• [WHAT IS BEING ASKED]: Set the data down again, exactly as it reads, but without the pictures.

--- Start ---

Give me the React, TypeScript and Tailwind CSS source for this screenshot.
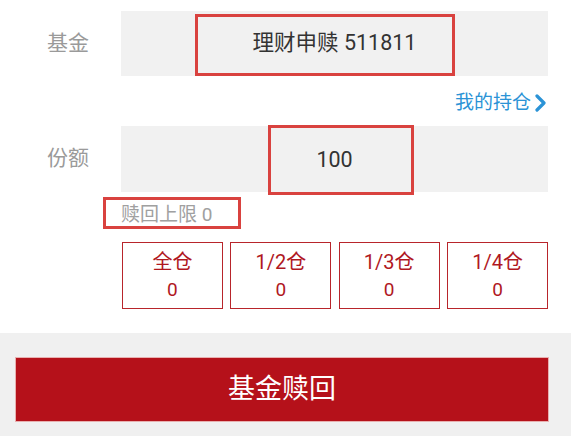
import React from "react";

const quickPicks = [
  { label: "全仓", value: "0" },
  { label: "1/2仓", value: "0" },
  { label: "1/3仓", value: "0" },
  { label: "1/4仓", value: "0" },
];

function ChevronRight() {
  return (
    <svg width="14" height="18" viewBox="0 0 14 18" className="ml-[3px]">
      <polyline
        points="3,2 10,9 3,16"
        fill="none"
        stroke="#2b93d6"
        strokeWidth="3.2"
        strokeLinecap="round"
        strokeLinejoin="round"
      />
    </svg>
  );
}

export default function App() {
  return (
    <div
      className="w-[571px] h-[436px] bg-white flex flex-col overflow-hidden"
      style={{ fontFamily: 'Roboto, "Noto Sans CJK SC", sans-serif' }}
    >
      {/* Form */}
      <div className="h-[333px] pt-[11px]">
        {/* Fund row */}
        <div className="flex h-[65px]">
          <div className="w-[121px] pl-[47px] flex items-center text-[21px] text-[#9a9a9a]">
            基金
          </div>
          <div className="relative w-[427px] bg-[#f1f1f1] flex items-center justify-center text-[21.5px] text-[#333]">
            理财申赎 511811
            <div className="absolute left-[74px] top-[3px] w-[260px] h-[62px] border-[3px] border-[#d9423f]" />
          </div>
        </div>

        {/* My holdings link */}
        <div className="h-[50px] pt-[4px] pr-[23px] flex items-center justify-end text-[19px] text-[#2b93d6]">
          我的持仓
          <ChevronRight />
        </div>

        {/* Amount row */}
        <div className="flex h-[66px]">
          <div className="w-[121px] pl-[47px] flex items-center text-[21px] text-[#9a9a9a]">
            份额
          </div>
          <div className="relative w-[427px] bg-[#f1f1f1] flex items-center justify-center pt-[2px] text-[21.5px] text-[#333]">
            100
            <div className="absolute left-[147px] top-[-1px] w-[146px] h-[70px] border-[3px] border-[#d9423f]" />
          </div>
        </div>

        {/* Redeem limit */}
        <div className="h-[40px] pl-[121px] pt-[5px]">
          <div className="relative h-[32px] flex items-center pt-[4px] text-[19px] text-[#a0a0a0]">
            赎回上限 0
            <div className="absolute left-[-18px] top-0 w-[138px] h-[32px] border-[3px] border-[#d9423f]" />
          </div>
        </div>

        {/* Quick picks */}
        <div className="ml-[122px] mt-[10px] w-[426px] h-[67px] grid grid-cols-4 gap-[7.5px]">
          {quickPicks.map((p) => (
            <div
              key={p.label}
              className="border-[1.5px] border-[#b8252b] flex flex-col items-center justify-center text-[#b0181f] leading-none"
            >
              <span className="text-[20px]">{p.label}</span>
              <span className="text-[19px] mt-[8px]">{p.value}</span>
            </div>
          ))}
        </div>
      </div>

      {/* Submit */}
      <div className="flex-1 bg-[#f0f0f0] pt-[24px] pl-[15px]">
        <button className="w-[534px] h-[65px] bg-[#b5111a] border border-[#e8b0b0] text-white text-[27px] flex items-center justify-center">
          基金赎回
        </button>
      </div>
    </div>
  );
}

--- End ---

• [CORRECT RESPONSE]:
Give me the React, TypeScript and Tailwind CSS source for this screenshot.
import React from "react";

const quickPicks = [
  { label: "全仓", value: "0" },
  { label: "1/2仓", value: "0" },
  { label: "1/3仓", value: "0" },
  { label: "1/4仓", value: "0" },
];

function ChevronRight() {
  return (
    <svg width="14" height="18" viewBox="0 0 14 18" className="ml-[3px]">
      <polyline
        points="3,2 10,9 3,16"
        fill="none"
        stroke="#2b93d6"
        strokeWidth="3.2"
        strokeLinecap="round"
        strokeLinejoin="round"
      />
    </svg>
  );
}

export default function App() {
  return (
    <div
      className="w-[571px] h-[436px] bg-white flex flex-col overflow-hidden"
      style={{ fontFamily: 'Roboto, "Noto Sans CJK SC", sans-serif' }}
    >
      {/* Form */}
      <div className="h-[333px] pt-[11px]">
        {/* Fund row */}
        <div className="flex h-[65px]">
          <div className="w-[121px] pl-[47px] flex items-center text-[21px] text-[#9a9a9a]">
            基金
          </div>
          <div className="relative w-[427px] bg-[#f1f1f1] flex items-center justify-center text-[21.5px] text-[#333]">
            理财申赎 511811
            <div className="absolute left-[74px] top-[3px] w-[260px] h-[62px] border-[3px] border-[#d9423f]" />
          </div>
        </div>

        {/* My holdings link */}
        <div className="h-[50px] pt-[4px] pr-[23px] flex items-center justify-end text-[19px] text-[#2b93d6]">
          我的持仓
          <ChevronRight />
        </div>

        {/* Amount row */}
        <div className="flex h-[66px]">
          <div className="w-[121px] pl-[47px] flex items-center text-[21px] text-[#9a9a9a]">
            份额
          </div>
          <div className="relative w-[427px] bg-[#f1f1f1] flex items-center justify-center pt-[2px] text-[21.5px] text-[#333]">
            100
            <div className="absolute left-[147px] top-[-1px] w-[146px] h-[70px] border-[3px] border-[#d9423f]" />
          </div>
        </div>

        {/* Redeem limit */}
        <div className="h-[40px] pl-[121px] pt-[5px]">
          <div className="relative h-[32px] flex items-center pt-[4px] text-[19px] text-[#a0a0a0]">
            赎回上限 0
            <div className="absolute left-[-18px] top-0 w-[138px] h-[32px] border-[3px] border-[#d9423f]" />
          </div>
        </div>

        {/* Quick picks */}
        <div className="ml-[122px] mt-[10px] w-[426px] h-[67px] grid grid-cols-4 gap-[7.5px]">
          {quickPicks.map((p) => (
            <div
              key={p.label}
              className="border-[1.5px] border-[#b8252b] flex flex-col items-center justify-center text-[#b0181f] leading-none"
            >
              <span className="text-[20px]">{p.label}</span>
              <span className="text-[19px] mt-[8px]">{p.value}</span>
            </div>
          ))}
        </div>
      </div>

      {/* Submit */}
      <div className="flex-1 bg-[#f0f0f0] pt-[24px] pl-[15px]">
        <button className="w-[534px] h-[65px] bg-[#b5111a] border border-[#e8b0b0] text-white text-[27px] flex items-center justify-center">
          基金赎回
        </button>
      </div>
    </div>
  );
}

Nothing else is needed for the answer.